When it comes to prototypes—something Taco Bell is particularly known for, like its incomparable Defy concept—Southpaw is more than willing to be guinea pigs. The company hasn’t opened a Taco Bell Cantina because of difficulty obtaining liquor licenses, but it has tested slimmer drive-thru units with limited seating. Judd says the store design has been beneficial in areas with higher crime rates. Southpaw has seen “massive” sales upside in these locations.
“We want to take no chance and want people to know that we’re supporting them,” Judd says.
“So there have been multiple occasions where we have to do a remodel on an existing store in an area that has a high crime rate. And instead of doing a traditional remodel, we’ve done a much more expensive knock the building down, scrape and rebuild, drive-thru only or very limited seating where the team or the staff are so much safer.”

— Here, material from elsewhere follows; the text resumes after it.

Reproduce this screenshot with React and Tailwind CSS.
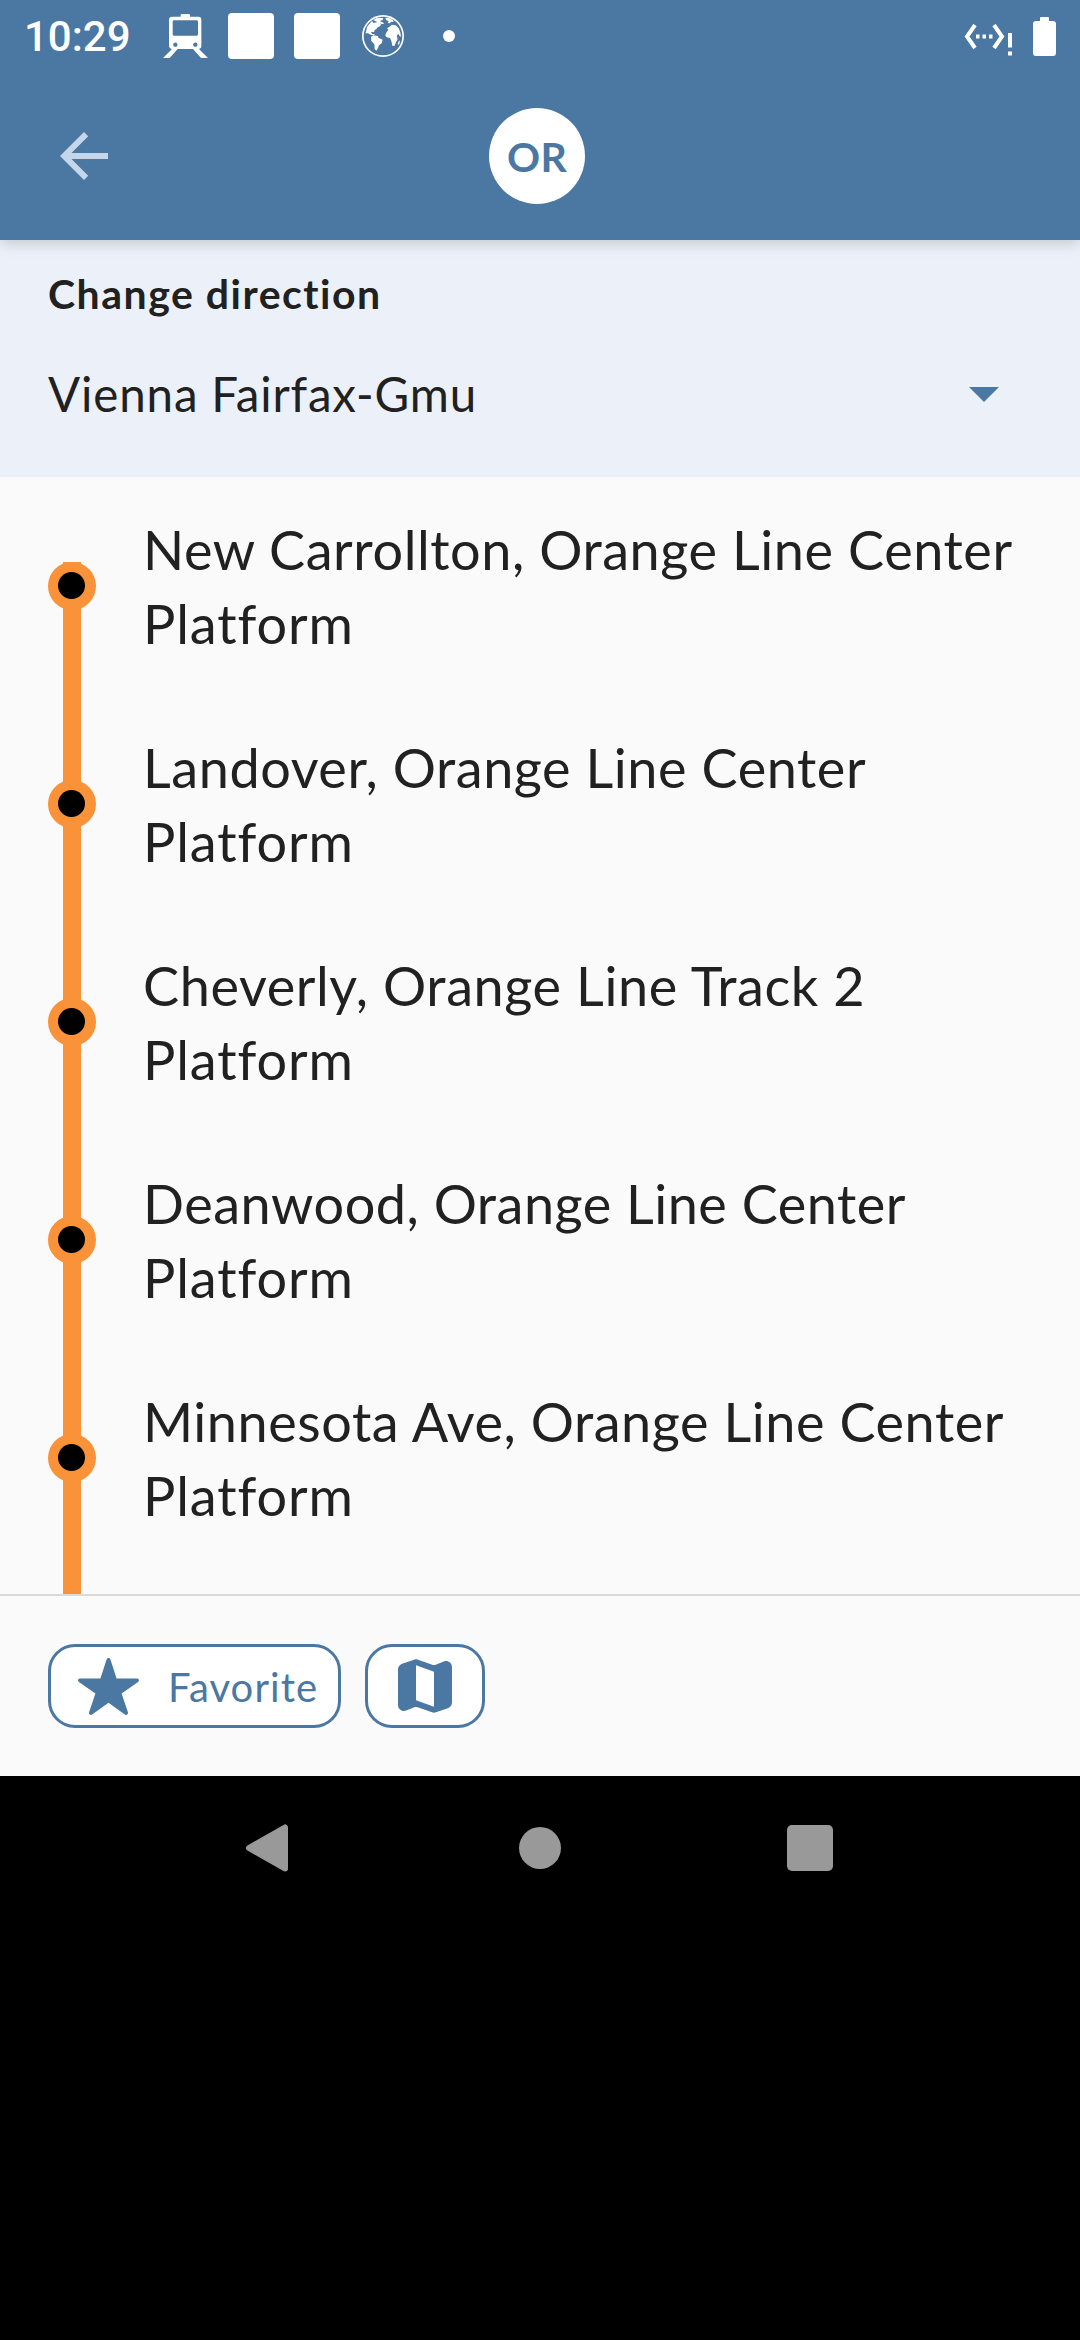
import React from "react";
import { IoStar } from "react-icons/io5";

const stops = [
  { first: "New Carrollton, Orange Line Center", spacing: "tracking-[0.57px]" },
  { first: "Landover, Orange Line Center", spacing: "tracking-[0.57px]" },
  { first: "Cheverly, Orange Line Track 2", spacing: "tracking-[0.6px]" },
  { first: "Deanwood, Orange Line Center", spacing: "tracking-[0.5px]" },
  { first: "Minnesota Ave, Orange Line Center", spacing: "tracking-[0.56px]" },
];

function TrainIcon() {
  return (
    <svg className="ml-[32px] h-[44px] w-[45px]" viewBox="0 0 135 132" fill="#fff">
      <path
        fillRule="evenodd"
        d="M53 8V3a3 3 0 0 1 3-3H78a3 3 0 0 1 3 3V8H106a9 9 0 0 1 9 9V97a9 9 0 0 1-9 8H108L135 132H114L90 105H44L20 132H0L27 105H26a9 9 0 0 1-8-8V17a9 9 0 0 1 9-9ZM33 19a4 4 0 0 0-4 4V61a4 4 0 0 0 4 4H101a4 4 0 0 0 4-4V23a4 4 0 0 0-4-4ZM37 85.500a6.500 6.500 0 1 0 0 13a6.500 6.500 0 1 0 0-13ZM97 85.500a6.500 6.500 0 1 0 0 13a6.500 6.500 0 1 0 0-13Z"
      />
    </svg>
  );
}

function GlobeIcon() {
  return (
    <svg className="ml-[22px] size-[42px]" viewBox="0 0 126 126" fill="#fff">
      <circle cx="63" cy="63" r="60.500" fill="none" stroke="#fff" strokeWidth="5" />
      <path d="M12 50L16 34L30 18L35 24L47 21L53 23L57 29L54 34L48 36L43 42L38 45L36 52L30 50L27 53L31 57L38 58L37 61L26 59L18 55L10 55Z" />
      <path d="M34 16L44 9L55 8L64 10L62 15L53 18L60 21L67 25L60 28L52 24L41 19Z" />
      <path d="M70 8L80 8L92 14L95 21L87 20L84 25L77 24L80 18L72 15Z" />
      <path d="M27 66L34 61L47 63L50 69L62 74L59 85L51 91L48 99L43 107L38 102L37 88L28 78Z" />
      <path d="M72 54L79 44L75 40L82 35L90 29L101 31L110 40L115 52L117 66L112 62L109 56L104 62L107 72L102 82L97 93L91 92L88 78L84 69L74 67L70 62Z" />
      <path d="M109 81L114 76L112 87L107 90Z" />
    </svg>
  );
}

function EthernetIcon() {
  return (
    <svg className="h-[32px] w-[49px]" viewBox="0 0 49 32" fill="none" stroke="#fff">
      <path d="M11 1L3 12.500L11 24M30 1L38 12.500L30 24" strokeWidth="4" />
      <path d="M12 12.500H15.500M18.500 12.500H22M25 12.500H28.500" strokeWidth="4" />
      <path d="M46 9V23.500M46 27.500V31.500" strokeWidth="4" />
    </svg>
  );
}

function StatusBar() {
  return (
    <div className="flex h-[72px] items-center pr-[24px] pl-[24px]">
      <span className="pt-[2px] font-['Roboto'] text-[42px] leading-[70px] font-medium text-white">10:29</span>
      <TrainIcon />
      <span className="ml-[20px] size-[46px] rounded-[4px] bg-white" />
      <span className="ml-[20px] size-[46px] rounded-[4px] bg-white" />
      <GlobeIcon />
      <span className="ml-[39px] size-[12px] rounded-full bg-white" />
      <div className="ml-auto flex items-center gap-[20px]">
        <span className="pt-[7px]">
          <EthernetIcon />
        </span>
        <span className="flex flex-col items-center">
          <span className="h-[4px] w-[9px] rounded-t-[1px] bg-white" />
          <span className="h-[35px] w-[23px] rounded-[3px] bg-white" />
        </span>
      </div>
    </div>
  );
}

function Header() {
  return (
    <header className="relative z-10 h-[240px] bg-[#4b77a3] shadow-[0_3px_14px_rgba(0,0,0,0.18)]">
      <StatusBar />
      <div className="grid h-[168px] grid-cols-[1fr_96px_1fr] items-center pr-[6px]">
        <svg className="ml-[48px] size-[72px]" viewBox="0 0 24 24" fill="#c5d5ea">
          <path d="M20 11H7.830l5.590-5.590L12 4l-8 8 8 8 1.410-1.410L7.830 13H20v-2z" />
        </svg>
        <div className="flex size-[96px] items-center justify-center rounded-full bg-white pt-[1px] text-[41px] font-bold tracking-[0.3px] text-[#4b77a3]">
          OR
        </div>
      </div>
    </header>
  );
}

function DirectionPicker() {
  return (
    <section className="h-[237px] bg-[#ecf1f9] pl-[48px] text-[#212121]">
      <h2 className="pt-[27px] text-[41px] leading-[54px] font-bold tracking-[1.5px]">Change direction</h2>
      <div className="mt-[40px] flex h-[66px] items-center justify-between pr-[81px]">
        <span className="text-[47.5px] leading-[66px] tracking-[0.85px]">Vienna Fairfax-Gmu</span>
        <svg className="h-[15px] w-[30px]" viewBox="0 0 30 15" fill="#4b77a3">
          <path d="M0 0H30L15 15Z" />
        </svg>
      </div>
    </section>
  );
}

function StopMarker() {
  return (
    <div className="grid h-[218px] shrink-0 grid-cols-[48px]">
      <span className="col-start-1 row-start-1 ml-[15px] w-[18px] bg-[#f99239]" />
      <span className="col-start-1 row-start-1 flex size-[48px] rounded-full bg-[#f99239] pt-[10px] pl-[10px]">
        <span className="size-[27px] rounded-full bg-black" />
      </span>
    </div>
  );
}

function StopList() {
  return (
    <main className="flex h-[1117px] overflow-hidden bg-[#fafafa] pl-[48px] text-[#212121]">
      <div className="flex w-[48px] flex-col pt-[85px]">
        {stops.map((stop) => (
          <StopMarker key={stop.first} />
        ))}
      </div>
      <ul className="pt-[36px] pl-[47px]">
        {stops.map((stop) => (
          <li key={stop.first} className="h-[218px] text-[54px] leading-[74px] whitespace-nowrap">
            <div className={stop.spacing}>{stop.first}</div>
            <div className="tracking-[0.9px]">Platform</div>
          </li>
        ))}
      </ul>
    </main>
  );
}

function Actions() {
  return (
    <footer className="flex h-[182px] gap-[24px] border-t-2 border-[#dadada] bg-[#fafafa] pt-[48px] pl-[48px] text-[#4b77a3]">
      <button className="flex h-[84px] w-[293px] items-center rounded-[27px] border-3 border-[#4b77a3] bg-white pl-[25px]">
        <IoStar className="size-[65px]" />
        <span className="ml-[27px] pt-[2px] text-[40px] leading-[54px] tracking-[1.1px]">Favorite</span>
      </button>
      <button className="flex h-[84px] w-[120px] items-center justify-center rounded-[27px] border-3 border-[#4b77a3] bg-white">
        <svg className="size-[72px]" viewBox="0 0 24 24" fill="currentColor">
          <path d="M14.650 4.980l-5-1.750c-.42-.15-.88-.15-1.300-.01L4.360 4.560C3.550 4.840 3 5.600 3 6.460v11.850c0 1.410 1.410 2.370 2.720 1.860l2.930-1.140c.22-.09.47-.09.69-.01l5 1.750c.42.15.88.15 1.300.01l3.990-1.340c.81-.27 1.360-1.040 1.360-1.900V5.690c0-1.410-1.410-2.370-2.720-1.860l-2.930 1.140c-.22.08-.46.09-.69.01zM15 18.890l-6-2.110V5.110l6 2.110v11.670z" />
        </svg>
      </button>
    </footer>
  );
}

function SystemNav() {
  return (
    <nav className="flex h-[144px] items-center pl-[246px]">
      <svg className="h-[48px] w-[42px]" viewBox="0 0 42 48" fill="#999" stroke="#999" strokeWidth="6" strokeLinejoin="round">
        <path d="M3 24L39 3.500V44.500Z" />
      </svg>
      <span className="ml-[231px] size-[42px] rounded-full bg-[#999]" />
      <span className="ml-[226px] size-[46px] rounded-[5px] bg-[#999]" />
    </nav>
  );
}

export default function App() {
  return (
    <div className="h-[2340px] w-[1080px] overflow-hidden bg-black font-['Lato','Open_Sans',sans-serif]">
      <Header />
      <DirectionPicker />
      <StopList />
      <Actions />
      <SystemNav />
    </div>
  );
}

If Southpaw were to venture into more quick-service concepts, it would first depend on what Taco Bell has to say. The chain has a lot of control over what brands franchisees cane be part of. Judd wouldn’t want to be under more than three restaurant chains anyway, and right now, he can’t think of another franchisor he would prefer putting his money in. He doesn’t doubt that one day he may change his mind. It may be a business outside of restaurants so Southpaw is unrestricted on its choices.
Aside from purchasing locations, the franchisee company is building its pipeline “pretty aggressively,” Judd says. He estimates around 25-30 units are somewhere in the development process, whether that’s signing the LOI or actual construction. Given the current base of stores, his ideal growth rate is 5–10 percent per year.
“We will put stores in every corner we can find because so far it’s been a very, very big part of our strategy and it’s paid very handsome dividends,” Judd says.